Giudicato per tre volte, accusato, visto come un fenomeno da baraccone da Erode, sbeffeggiato, trovato innocente eppure condannato: tutti questi passaggi mostrano quante volte chi ha ucciso Gesù aveva avuto l’occasione di tornare indietro e non l’ha fatto. Spesso chi fa il male non vuole mettersi in discussione, ma giustificarsi e così persevera al punto da compiere atti sempre più gravi e irreparabili, ma anche così fosse sempre Dio dona sempre l’occasione del pentimento o di riscattarsi compiendo il bene possibile, fosse anche solo una parola di giustizia e di comprensione, mentre si viene giustamente crocifissi per il male fatto. Il malfattore trova una giustizia che i capi religiosi e i governanti non hanno trovato, tutti presi dal loro ruolo e dal salvare il proprio potere, ma – aveva detto Gesù – “tra voi non sia così”: se non avremo bisogno di difendere noi stessi, ruoli, poteri, immagine, saremo liberi, anche avessimo sbagliato quanto il malfattore, di trovare la via del paradiso.

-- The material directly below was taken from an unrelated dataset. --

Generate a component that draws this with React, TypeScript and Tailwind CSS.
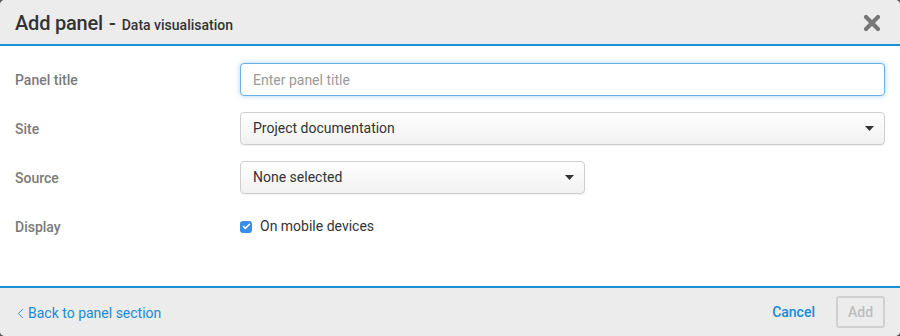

E dopo che lo Spirito ha compiuto la sua opera, insegnando il perdono per chi lo uccide e la promessa di vita per chi lo consola, Gesù consegna lo Spirito al Padre: consegna l’amore che lo fa vivere e quindi muore. Tutto si sconvolge: la natura, il tempio, la folla. Il mondo perde il suo senso, smarrito precipita nelle tenebre. Ma il grido di Gesù è stato udito: si può aspettare la risposta del Padre. Per questo le discepole guardano dove è stato sepolto. Torneranno. La storia non è ancora finita.